╔══
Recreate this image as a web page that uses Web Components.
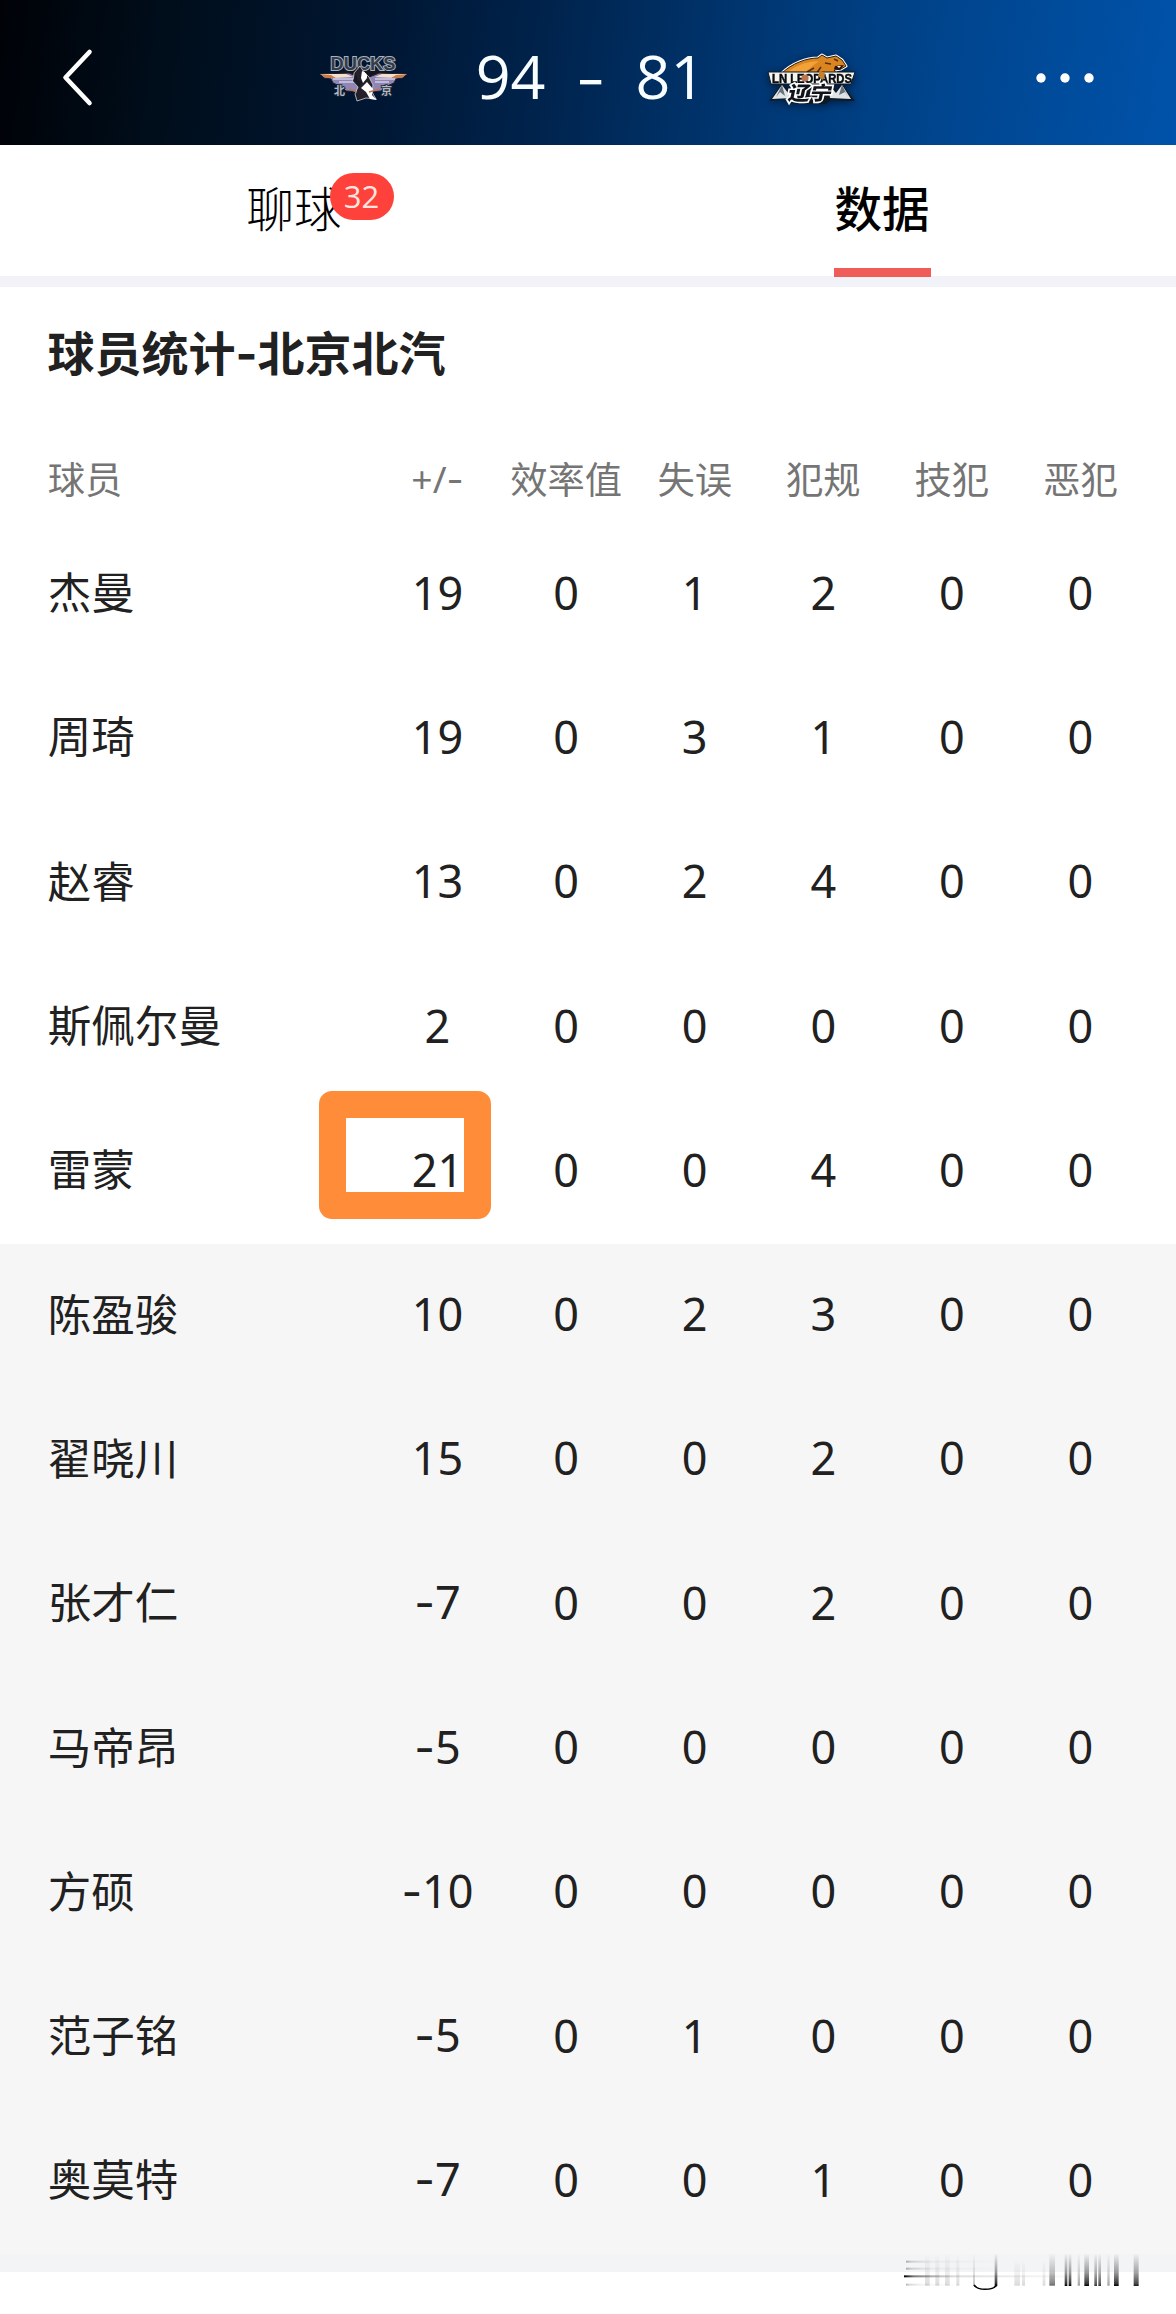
<!DOCTYPE html>
<html lang="zh-CN">
<head>
<meta charset="UTF-8">
<title>球员统计</title>
<style>
    body{
        margin:0;
        background:#fff;
        color:#212121;
        font-family:"Noto Sans","Noto Sans CJK SC",sans-serif;
    }
</style>
</head>
<body>
<app-pantalla></app-pantalla>

<template id="logo-ducks">
    <style>
        :host{display:block;width:90px;height:50px}
        svg{display:block;overflow:visible}
    </style>
    <svg width="90" height="50" viewBox="0 0 90 50">
        <ellipse cx="44" cy="20" rx="24" ry="7" fill="#15151c"/>
        <path d="M1 20 L30 19 L42 24 L42 38 L27 37 L23 33 L14 29 L12 25 L5 24Z" fill="#8f86b4" stroke="#211a28" stroke-width="1"/>
        <path d="M88 20 L60 19 L48 24 L48 38 L62 37 L66 33 L75 29 L77 25 L84 24Z" fill="#8f86b4" stroke="#211a28" stroke-width="1"/>
        <path d="M1 20 L27 20 L34 23 L14 24Z M88 20 L63 20 L56 23 L76 24Z" fill="#f4dfcb"/>
        <path d="M1 20 L12 21 L17 24 L7 24Z M88 20 L77 21 L72 24 L82 24Z" fill="#c77d4a"/>
        <path d="M14 25 L36 25 M20 28 L36 28 M76 25 L56 25 M70 28 L56 28" stroke="#d4cbe8" stroke-width="1.4"/>
        <text x="11.500" y="15.500" textLength="65" lengthAdjust="spacingAndGlyphs" font-family="Liberation Sans" font-weight="700" font-size="19" fill="#343b49" stroke="#a9b1be" stroke-width="2" paint-order="stroke">DUCKS</text>
        <path d="M41 12 L45 18 L50 23 L54 31 L53 38 L57 45 L47 44 L38 47 L36 40 L39 33 L34 27 L35 19Z" fill="#24202b" stroke="#d4d2db" stroke-width=".8"/>
        <path d="M43 17 Q49 19 48 24 L44 29 L42 24Z M48 28 L54 35 L53 41 L58 46 L51 45 L47 38 L42 34Z" fill="#fff"/>
        <path d="M37 20 L34 27 L40 33 L43 28 L39 26Z" fill="#171821"/>
        <path d="M30 35 L38 38 M50 38 L61 35" stroke="#b7755c" stroke-width="1.4"/>
        <text x="15" y="41" font-family="Noto Sans CJK SC" font-weight="700" font-size="11" fill="#aeb8c6" stroke="#1b2330" stroke-width="1.6" paint-order="stroke">北</text>
        <text x="62" y="41" font-family="Noto Sans CJK SC" font-weight="700" font-size="11" fill="#aeb8c6" stroke="#1b2330" stroke-width="1.6" paint-order="stroke">京</text>
    </svg>
</template>

<template id="logo-leopards">
    <style>
        :host{display:block;width:90px;height:50px}
        svg{display:block;overflow:visible;filter:drop-shadow(0 2px 4px #001b3c)}
    </style>
    <svg width="90" height="50" viewBox="0 0 90 50">
        <path d="M2 47 L15 30 L22 36 L27 28 L61 28 L69 36 L74 29 L88 47 L64 46 L58 50 L22 49 L18 45Z" fill="#111820"/>
        <path d="M5 45 L15 31 L21 39 L27 30 L25 44Z M84 45 L75 31 L69 39 L61 30 L63 44Z" fill="#dfe5e6"/>
        <path d="M15 31 L18 42 L13 38 L9 43Z M75 31 L72 41 L78 38 L81 43Z" fill="#66737c"/>
        <path d="M14 20 C25 9 40 4 51 4 L55 1 L60 4 L69 2 L75 6 L79 12 L74 15 L67 16 L70 20 L63 22 L60 29 L54 21Z" fill="#d98520" stroke="#fff" stroke-width="3" stroke-linejoin="round"/>
        <path d="M14 20 C25 9 40 4 51 4 L55 1 L60 4 L69 2 L75 6 L79 12 L74 15 L67 16 L70 20 L63 22 L60 29 L54 21Z" fill="#d98520" stroke="#2d1b0b" stroke-width="1"/>
        <path d="M22 17 Q36 7 52 7 Q45 12 39 18Z" fill="#f2a238"/>
        <path d="M40 18 L47 14 M49 20 L54 13 M58 9 L64 10 M67 5 L71 7" stroke="#5b2d11" stroke-width="1.6"/>
        <path d="M68 12 L77 11 L73 16 L67 15Z" fill="#2a150b"/>
        <path d="M70 12 L72 14 L74 12Z" fill="#fff"/>
        <path d="M1 18 L88 18 L84 30 L4 30Z" fill="#f5f5ee" stroke="#111820" stroke-width="1"/>
        <text x="5" y="28.500" textLength="80" lengthAdjust="spacingAndGlyphs" font-family="Liberation Sans" font-weight="700" font-size="12.500" fill="#070c12" stroke="#070c12" stroke-width=".5">LN LEOPARDS</text>
        <circle cx="38" cy="24" r="3.600" fill="#bd754e"/>
        <path d="M53 16 L58 20 L56 26 L51 22Z" fill="#c8802d"/>
        <text transform="translate(20 46) skewX(-12)" textLength="44" lengthAdjust="spacingAndGlyphs" font-family="Noto Sans CJK SC" font-weight="900" font-size="19" fill="#101318" stroke="#fff" stroke-width="3" paint-order="stroke">辽宁</text>
    </svg>
</template>

<template id="marca">
    <style>
        :host{display:block;width:296px;height:94px}
        svg{display:block}
        .barras rect{fill:url(#caida)}
    </style>
    <svg width="296" height="94" viewBox="0 0 888 282">
        <defs>
            <linearGradient id="caida" x1="0" y1="0" x2="0" y2="1">
                <stop offset="0" stop-color="#111" stop-opacity="0"/>
                <stop offset=".55" stop-color="#111" stop-opacity=".38"/>
                <stop offset=".93" stop-color="#000" stop-opacity=".8"/>
                <stop offset="1" stop-color="#000"/>
            </linearGradient>
            <linearGradient id="linea">
                <stop offset="0" stop-color="#000"/>
                <stop offset=".06" stop-color="#333" stop-opacity=".65"/>
                <stop offset=".3" stop-color="#777" stop-opacity=".25"/>
                <stop offset="1" stop-color="#999" stop-opacity=".05"/>
            </linearGradient>
        </defs>
        <rect x="72" y="166" width="500" height="6" fill="url(#linea)"/>
        <g fill="url(#linea)" opacity=".3">
            <rect x="78" y="122" width="270" height="6"/>
            <rect x="78" y="143" width="270" height="6"/>
            <rect x="78" y="191" width="160" height="6"/>
        </g>
        <g class="barras" opacity=".16">
            <rect x="135" y="100" width="14" height="97"/>
            <rect x="166" y="100" width="12" height="97"/>
            <rect x="195" y="100" width="14" height="97"/>
            <rect x="229" y="100" width="9" height="97"/>
            <rect x="403" y="120" width="17" height="77"/>
            <rect x="426" y="120" width="9" height="77"/>
            <rect x="488" y="120" width="8" height="77"/>
        </g>
        <g class="barras">
            <rect x="344" y="100" width="8" height="97"/>
            <rect x="508" y="100" width="17" height="97" opacity=".6"/>
            <rect x="554" y="100" width="8" height="98"/>
            <rect x="566" y="100" width="8" height="98"/>
            <rect x="593" y="100" width="7" height="97" opacity=".4"/>
            <rect x="613" y="100" width="14" height="98"/>
            <rect x="643" y="100" width="8" height="98" opacity=".8"/>
            <rect x="655" y="100" width="8" height="98" opacity=".8"/>
            <rect x="682" y="100" width="7" height="97" opacity=".4"/>
            <rect x="702" y="100" width="14" height="98"/>
            <rect x="761" y="100" width="15" height="98" opacity=".9"/>
            <rect x="280" y="100" width="4" height="97" opacity=".4"/>
        </g>
        <path d="M282 195 Q291 208 315 208 Q342 208 350 195" fill="none" stroke="#000" stroke-width="4.500"/>
    </svg>
</template>

<script>
// elementos que solo clonan su plantilla
function desdePlantilla(nombre, id){
    customElements.define(nombre, class extends HTMLElement{
        constructor(){
            super()
            this.attachShadow({mode:"open"})
            this.shadowRoot.appendChild(document.getElementById(id).content.cloneNode(true))
        }
    })
}
desdePlantilla("logo-ducks","logo-ducks")
desdePlantilla("logo-leopards","logo-leopards")
desdePlantilla("marca-pie","marca")

class MarcadorBarra extends HTMLElement{
    constructor(){
        super()
        this.attachShadow({mode:"open"})
    }
    connectedCallback(){
        this.shadowRoot.innerHTML = `
            <style>
                :host{
                    display:grid;
                    grid-template-columns:319px 1fr 319px;
                    align-items:center;
                    box-sizing:border-box;
                    height:145px;
                    padding-top:12px;
                    color:#f8fdff;
                    background:linear-gradient(97deg,#000207 0%,#000e1c 15%,#001632 32%,#00234c 46%,#003773 64%,#00458e 80%,#0052aa 100%);
                }
                svg{display:block}
                .atras{padding:0 0 4px 60px}
                .centro{display:flex;align-items:center;justify-content:space-between}
                .puntos{
                    display:flex;
                    align-items:center;
                    padding:0 0 6px 5px;
                    font-family:"Open Sans","Noto Sans",sans-serif;
                    font-size:61px;
                    line-height:70px;
                    font-weight:400;
                }
                .guion{width:90px;padding-top:6px;text-align:center;font-family:Inter,sans-serif;font-weight:300;font-size:70px}
                .mas{padding:0 0 1px 178px}
            </style>
            <div class="atras">
                <svg width="36" height="60" viewBox="0 0 36 60"><path d="M29.500 5 L5.500 30.500 L29.500 56" fill="none" stroke="#fff" stroke-width="4.600" stroke-linecap="round" stroke-linejoin="round"/></svg>
            </div>
            <div class="centro">
                <logo-ducks></logo-ducks>
                <div class="puntos"><span>${this.getAttribute("local")}</span><span class="guion">-</span><span>${this.getAttribute("visita")}</span></div>
                <logo-leopards></logo-leopards>
            </div>
            <div class="mas">
                <svg width="60" height="12" viewBox="0 0 60 12" fill="#fff"><circle cx="6" cy="6" r="4.700"/><circle cx="30" cy="6" r="4.700"/><circle cx="54" cy="6" r="4.700"/></svg>
            </div>
        `
    }
}
customElements.define("marcador-barra",MarcadorBarra)

class PestanaItem extends HTMLElement{
    constructor(){
        super()
        this.attachShadow({mode:"open"})
    }
    connectedCallback(){
        let aviso = this.getAttribute("aviso")
        this.shadowRoot.innerHTML = `
            <style>
                :host{
                    display:flex;
                    flex:1;
                    justify-content:center;
                    color:#000;
                    font-size:47.500px;
                    line-height:70px;
                    font-weight:300;
                }
                .texto{
                    position:relative;
                    box-sizing:border-box;
                    height:132px;
                    padding:29px 1px 0;
                    white-space:nowrap;
                }
                :host([activa]) .texto{font-weight:500;border-bottom:9px solid #f05c5a}
                .aviso{
                    position:absolute;
                    left:84px;
                    top:27.500px;
                    width:64px;
                    height:47px;
                    border-radius:24px;
                    background:#fe413a;
                    color:#ffe4df;
                    font:400 31px/46px "Open Sans","Noto Sans",sans-serif;
                    text-align:center;
                }
            </style>
            <div class="texto"><slot></slot>${aviso ? `<span class="aviso">${aviso}</span>` : ""}</div>
        `
    }
}
customElements.define("pestana-item",PestanaItem)

class PestanasBarra extends HTMLElement{
    constructor(){
        super()
        this.attachShadow({mode:"open"})
        this.shadowRoot.innerHTML = `
            <style>
                :host{display:block;height:142px}
                nav{display:flex;height:131px}
                hr{margin:0;border:0;height:11px;background:#f2f3f8}
            </style>
            <nav><slot></slot></nav>
            <hr>
        `
    }
}
customElements.define("pestanas-barra",PestanasBarra)

// el guion de Inter es mas ancho
function conGuion(texto){
    return texto.replace("-",'<span class="g">-</span>')
}

class FilaJugador extends HTMLElement{
    constructor(){
        super()
        this.attachShadow({mode:"open"})
    }
    connectedCallback(){
        let valores = this.getAttribute("valores").split(",")
        this.shadowRoot.innerHTML = `
            <style>
                :host{
                    display:grid;
                    grid-template-columns:325.500px repeat(6,128.600px);
                    align-items:center;
                    box-sizing:border-box;
                    height:144.300px;
                    padding:0 0 3px 47.700px;
                    background:#fff;
                }
                :host([banca]){background:#f6f6f6}
                :host([cabecera]){height:84.500px;padding-bottom:1px;color:#757575}
                .nombre{padding-bottom:2px;font-size:43.500px;line-height:60px;white-space:nowrap}
                .valor{
                    position:relative;
                    padding-bottom:1px;
                    font-size:45px;
                    line-height:60px;
                    text-align:center;
                    white-space:nowrap;
                }
                :host([cabecera]) .nombre,:host([cabecera]) .valor{padding:0;font-size:37.300px;line-height:50px}
                .g{font-family:Inter,sans-serif}
                :host([marcado]) .nombre + .valor::before{
                    content:"";
                    position:absolute;
                    box-sizing:border-box;
                    left:-54px;
                    top:-49px;
                    width:172px;
                    height:128px;
                    border:27px solid #ff8c38;
                    border-radius:13px;
                }
            </style>
            <div class="nombre"><slot></slot></div>
            ${valores.map(v => `<div class="valor">${conGuion(v)}</div>`).join("")}
        `
    }
}
customElements.define("fila-jugador",FilaJugador)

class TablaEquipo extends HTMLElement{
    constructor(){
        super()
        this.attachShadow({mode:"open"})
    }
    connectedCallback(){
        this.shadowRoot.innerHTML = `
            <style>
                :host{display:block}
                h2{
                    margin:0;
                    padding:31px 0 50px 47.500px;
                    height:70px;
                    font-size:47px;
                    line-height:70px;
                    font-weight:700;
                }
                .g{font-family:Inter,sans-serif}
            </style>
            <h2>${conGuion(this.getAttribute("titulo"))}</h2>
            <slot></slot>
        `
    }
}
customElements.define("tabla-equipo",TablaEquipo)

const jugadores = [
    ["杰曼","19,0,1,2,0,0"],
    ["周琦","19,0,3,1,0,0"],
    ["赵睿","13,0,2,4,0,0"],
    ["斯佩尔曼","2,0,0,0,0,0"],
    ["雷蒙","21,0,0,4,0,0","marcado"],
    ["陈盈骏","10,0,2,3,0,0","banca"],
    ["翟晓川","15,0,0,2,0,0","banca"],
    ["张才仁","-7,0,0,2,0,0","banca"],
    ["马帝昂","-5,0,0,0,0,0","banca"],
    ["方硕","-10,0,0,0,0,0","banca"],
    ["范子铭","-5,0,1,0,0,0","banca"],
    ["奥莫特","-7,0,0,1,0,0","banca"]
]

class AppPantalla extends HTMLElement{
    constructor(){
        super()
        this.attachShadow({mode:"open"})
    }
    connectedCallback(){
        this.shadowRoot.innerHTML = `
            <style>
                :host{display:block;position:relative;width:1176px;height:2314px;overflow:hidden;background:#fff}
                .cierre{height:18px;background:#f2f4f6}
                marca-pie{position:absolute;right:0;bottom:0}
            </style>
            <marcador-barra local="94" visita="81"></marcador-barra>
            <pestanas-barra>
                <pestana-item aviso="32">聊球</pestana-item>
                <pestana-item activa>数据</pestana-item>
            </pestanas-barra>
            <tabla-equipo titulo="球员统计-北京北汽">
                <fila-jugador cabecera valores="+/-,效率值,失误,犯规,技犯,恶犯">球员</fila-jugador>
                ${jugadores.map(([nombre,valores,tipo]) => `<fila-jugador ${tipo || ""} valores="${valores}">${nombre}</fila-jugador>`).join("")}
            </tabla-equipo>
            <div class="cierre"></div>
            <marca-pie></marca-pie>
        `
    }
}
customElements.define("app-pantalla",AppPantalla)
</script>
</body>
</html>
╚══
Give again, word for word, every line from the top of the data through the line with "<app-pantalla></app-pantalla>", both ends included, and exclude the pictures.

Answer for this exercise:
Recreate this image as a web page that uses Web Components.
<!DOCTYPE html>
<html lang="zh-CN">
<head>
<meta charset="UTF-8">
<title>球员统计</title>
<style>
    body{
        margin:0;
        background:#fff;
        color:#212121;
        font-family:"Noto Sans","Noto Sans CJK SC",sans-serif;
    }
</style>
</head>
<body>
<app-pantalla></app-pantalla>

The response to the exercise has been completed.